The Decemberists (Photo by Holly Andres)
Chamber pop collective The Decemberists hit the road for a summer tour with a show at Wolf Trap on Wednesday, Aug. 24, in their Arise from the Bunkers Tour.
Decemberists frontman Colin Meloy described the upcoming tour in a note to fans:
“We’re wiping away the accumulated grime from windows and revealing, for the first time in a very long time, the glimmer of sunlight. We see the green dappled leaves, the soughing tree limbs, the pearly clouds dotting a wide sky. Is this re-emergence? Perhaps!
“In celebration of such an event, we Decemberists felt a bit antsy to revisit the wide-open road, and do it sometime in the summer months, where we can sometimes be outside. Ergo: we are proud to announce The Decemberists’ first tour since — god, what was it — 2018, I think. ARISE FROM THE BUNKERS! TOUR 2022.
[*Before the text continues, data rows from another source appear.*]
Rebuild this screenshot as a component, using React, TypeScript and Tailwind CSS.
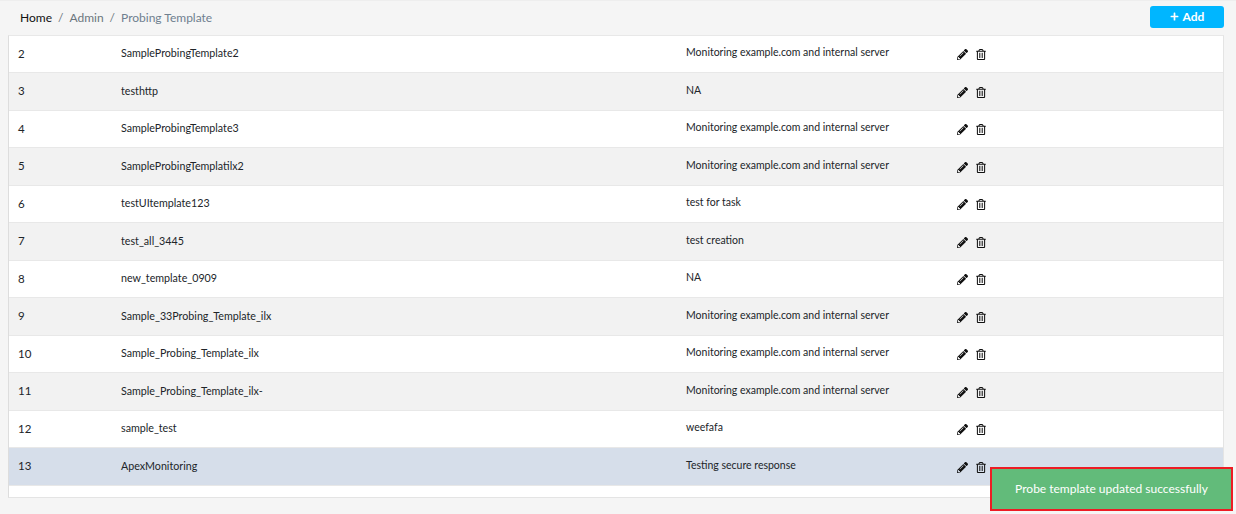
import { FaPencilAlt, FaPlus, FaRegTrashAlt } from 'react-icons/fa'

const rows = [
  { id: '2', name: 'SampleProbingTemplate2', desc: 'Monitoring example.com and internal server' },
  { id: '3', name: 'testhttp', desc: 'NA' },
  { id: '4', name: 'SampleProbingTemplate3', desc: 'Monitoring example.com and internal server' },
  { id: '5', name: 'SampleProbingTemplatilx2', desc: 'Monitoring example.com and internal server' },
  { id: '6', name: 'testUItemplate123', desc: 'test for task' },
  { id: '7', name: 'test_all_3445', desc: 'test creation' },
  { id: '8', name: 'new_template_0909', desc: 'NA' },
  { id: '9', name: 'Sample_33Probing_Template_ilx', desc: 'Monitoring example.com and internal server' },
  { id: '10', name: 'Sample_Probing_Template_ilx', desc: 'Monitoring example.com and internal server' },
  { id: '11', name: 'Sample_Probing_Template_ilx-', desc: 'Monitoring example.com and internal server' },
  { id: '12', name: 'sample_test', desc: 'weefafa' },
  { id: '13', name: 'ApexMonitoring', desc: 'Testing secure response' },
]

function Row({ id, name, desc, index }: { id: string; name: string; desc: string; index: number }) {
  // last row is the one just edited, so it stays highlighted
  const bg = id === '13' ? 'bg-[#d6deea]' : index % 2 === 1 ? 'bg-[#f2f2f2]' : 'bg-white'
  return (
    <div className={`flex h-[37.5px] items-center border-b border-[#e8e8e8] pb-[1px] text-[#212529] ${bg}`}>
      <div className="w-[104px] pl-[9px] text-[11.5px]">{id}</div>
      <div className="w-[573px] pl-[8px] text-[10.7px]">{name}</div>
      <div className="w-[271px] text-[10.5px]">{desc}</div>
      <div className="flex items-center gap-[8px] pt-[3px] text-[#111111]">
        <FaPencilAlt className="h-[11px] w-[11px]" />
        <FaRegTrashAlt className="h-[11px] w-[10px]" />
      </div>
    </div>
  )
}

export default function App() {
  return (
    <div className="relative h-[514px] w-[1236px] overflow-hidden border-t border-[#eeeeee] bg-[#f5f5f5] font-['Lato','Noto_Sans',sans-serif]">
      <div className="flex h-[33.5px] items-center justify-between pl-[20px] pr-[12px]">
        <div className="flex items-center text-[12px] text-[#6c757d]">
          <span className="text-[#111111]">Home</span>
          <span className="px-[6px]">/</span>
          <span>Admin</span>
          <span className="px-[6px]">/</span>
          <span className="text-[#6f7f8f]">Probing Template</span>
        </div>
        <button className="mb-[2px] flex h-[22px] w-[74px] items-center justify-center gap-[4px] rounded-[3px] bg-[#00b6ff] text-[12px] font-bold text-white">
          <FaPlus className="h-[9px] w-[9px]" />
          Add
        </button>
      </div>
      <div className="ml-[8px] h-[463px] w-[1216px] border border-t-[#e8e8e8] border-r-[#e4e4e4] border-b-[#e4e4e4] border-l-[#dddddd] bg-white">
        {rows.map((r, i) => (
          <Row key={r.id} id={r.id} name={r.name} desc={r.desc} index={i} />
        ))}
      </div>
      <div className="absolute top-[466px] left-[990px] flex h-[44px] w-[243px] items-center justify-center border-[2px] border-[#ed1c24] bg-[#62bb7a] text-[12px] text-white">
        Probe template updated successfully
      </div>
    </div>
  )
}
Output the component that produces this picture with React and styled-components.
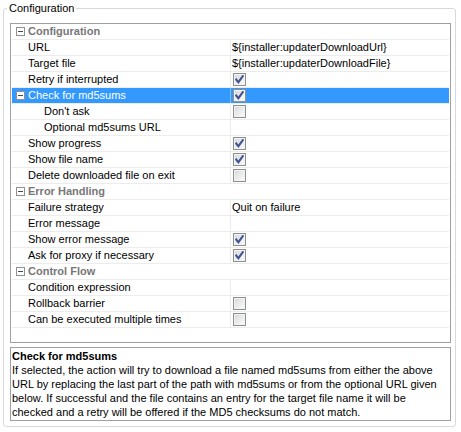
import React from 'react';
import styled, { createGlobalStyle } from 'styled-components';

const GlobalStyle = createGlobalStyle`
  html, body { margin: 0; padding: 0; background: #fff; }
  body {
    font-family: "Liberation Sans", Arial, sans-serif;
    font-size: 11px;
    color: #000;
  }
`;

const Group = styled.fieldset`
  margin: 0 5px 0 3px;
  padding: 6px 4px 5px 6px;
  border: 1px solid #d5dadf;
  border-radius: 3px;
  min-width: 0;
`;

const Title = styled.legend`
  padding: 0 2px;
  margin-left: -3px;
  line-height: 17px;
  font-size: 11px;
  color: #000;
`;

const Stack = styled.div`
  display: flex;
  flex-direction: column;
  gap: 4px;
`;

const Sheet = styled.div`
  box-sizing: border-box;
  height: 320px;
  border: 1px solid #a0a0a0;
  padding: 0 1px;
  background: #fff;
`;

const Row = styled.div`
  display: grid;
  grid-template-columns: ${p => (p.$header ? '1fr' : '218px 1fr')};
  height: 15px;
  line-height: 15px;
  border-bottom: 1px solid #ececec;
  background: ${p => (p.$selected ? '#3399ff' : 'transparent')};
  color: ${p => (p.$selected ? '#fff' : p.$header ? '#777' : '#000')};
  font-weight: ${p => (p.$header ? 'bold' : 'normal')};
`;

const NameCell = styled.div`
  display: flex;
  align-items: center;
  gap: 3px;
  padding-left: ${p => (p.$toggle ? 4 : 16 * p.$level)}px;
  white-space: nowrap;
  overflow: hidden;
`;

const ValueCell = styled.div`
  display: flex;
  align-items: center;
  padding-left: 1px;
  border-left: 1px solid ${p => (p.$selected ? '#7fbfff' : '#ececec')};
  white-space: nowrap;
  overflow: hidden;
`;

const Toggle = styled.span`
  position: relative;
  box-sizing: border-box;
  width: 9px;
  height: 9px;
  flex: none;
  border: 1px solid #919191;
  background: #fff;
  &::after {
    content: '';
    position: absolute;
    left: 1px;
    top: 3px;
    width: 5px;
    height: 1px;
    background: #4a4a4a;
  }
`;

const Box = styled.span`
  box-sizing: border-box;
  width: 13px;
  height: 13px;
  margin-left: 1px;
  flex: none;
  display: flex;
  align-items: center;
  justify-content: center;
  border: 1px solid #8e8f8f;
  background: linear-gradient(135deg, #d2d4d8 0%, #eceded 55%, #fbfbfb 100%);
  box-shadow: inset 0 0 0 1px #f3f3f3;
`;

const Desc = styled.div`
  box-sizing: border-box;
  height: 74px;
  border: 1px solid #a0a0a0;
  padding: 1px 1px;
  line-height: 14px;
  white-space: nowrap;
  overflow: hidden;
`;

const DescTitle = styled.div`
  font-weight: bold;
`;

function Check({ checked }) {
  return (
    <Box>
      {checked && (
        <svg width="9" height="9" viewBox="0 0 9 9">
          <path d="M1.3 4.6 L3.4 7.2 L7.8 1.2" fill="none" stroke="#3f5490" strokeWidth="2.1" strokeLinecap="square" />
        </svg>
      )}
    </Box>
  );
}

const rows = [
  { header: true, name: 'Configuration' },
  { name: 'URL', value: '${installer:updaterDownloadUrl}' },
  { name: 'Target file', value: '${installer:updaterDownloadFile}' },
  { name: 'Retry if interrupted', check: true },
  { name: 'Check for md5sums', check: true, toggle: true, selected: true },
  { name: "Don't ask", check: false, level: 2 },
  { name: 'Optional md5sums URL', level: 2, value: '' },
  { name: 'Show progress', check: true },
  { name: 'Show file name', check: true },
  { name: 'Delete downloaded file on exit', check: false },
  { header: true, name: 'Error Handling' },
  { name: 'Failure strategy', value: 'Quit on failure' },
  { name: 'Error message', value: '' },
  { name: 'Show error message', check: true },
  { name: 'Ask for proxy if necessary', check: true },
  { header: true, name: 'Control Flow' },
  { name: 'Condition expression', value: '' },
  { name: 'Rollback barrier', check: false },
  { name: 'Can be executed multiple times', check: false },
];

export default function App() {
  return (
    <>
      <GlobalStyle />
      <Group>
        <Title>Configuration</Title>
        <Stack>
          <Sheet>
            {rows.map((r, i) =>
              r.header ? (
                <Row key={i} $header>
                  <NameCell $toggle>
                    <Toggle />
                    {r.name}
                  </NameCell>
                </Row>
              ) : (
                <Row key={i} $selected={r.selected}>
                  <NameCell $toggle={r.toggle} $level={r.level || 1}>
                    {r.toggle && <Toggle />}
                    {r.name}
                  </NameCell>
                  <ValueCell $selected={r.selected}>
                    {'check' in r ? <Check checked={r.check} /> : r.value}
                  </ValueCell>
                </Row>
              )
            )}
          </Sheet>
          <Desc>
            <DescTitle>Check for md5sums</DescTitle>
            If selected, the action will try to download a file named md5sums from either the above
            <br />
            URL by replacing the last part of the path with md5sums or from the optional URL given
            <br />
            below. If successful and the file contains an entry for the target file name it will be
            <br />
            checked and a retry will be offered if the MD5 checksums do not match.
          </Desc>
        </Stack>
      </Group>
    </>
  );
}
“We’ll be applying our rusty fingers, feet, and vocal cords to songs from all across the width and breadth of our catalogue — and, should the muses oblige, we might try a few new ones out as well.”
Watch The Decemberists perform “The Island” live for a 20th anniversary streaming concert in 2021 on YouTube:
For 20 years, The Decemberists have been one of the most original, daring, and thrilling American rock bands. Founded in the year 2000 when singer, songwriter, and guitarist Colin Meloy moved from Montana to Portland, Oregon, and met bassist Nate Query, keyboardist Jenny Conlee, and guitarist Chris Funk, The Decemberists’ distinctive brand of hyperliterate folk-rock set them apart from the start with the release of their debut EP 5 Songs in 2001. After making their full-length debut with Castaways and Cutouts in 2002, the band signed with Kill Rock Stars for the release of the acclaimed albums Her Majesty the Decemberists (2003) and Picaresque (2005), which was produced by Chris Walla. The 2004 EP The Tain — an 18-minute single-track epic — made the band’s grand creative ambitions clear.
Around this time the band’s permanent line-up fell into place with the arrival of drummer John Moen, and they made the unexpected leap to Capitol Records for their first major label album in 2006. Fans’ concerns of whether the band would alter their trademark sound quickly vanished when they delivered their most ambitious and audacious record to date in The Crane Wife, a song cycle produced by Walla and Tucker Martine (who would become a longtime creative partner) that added elements of ‘70s prog, hard rock and even quasi-disco to their palette.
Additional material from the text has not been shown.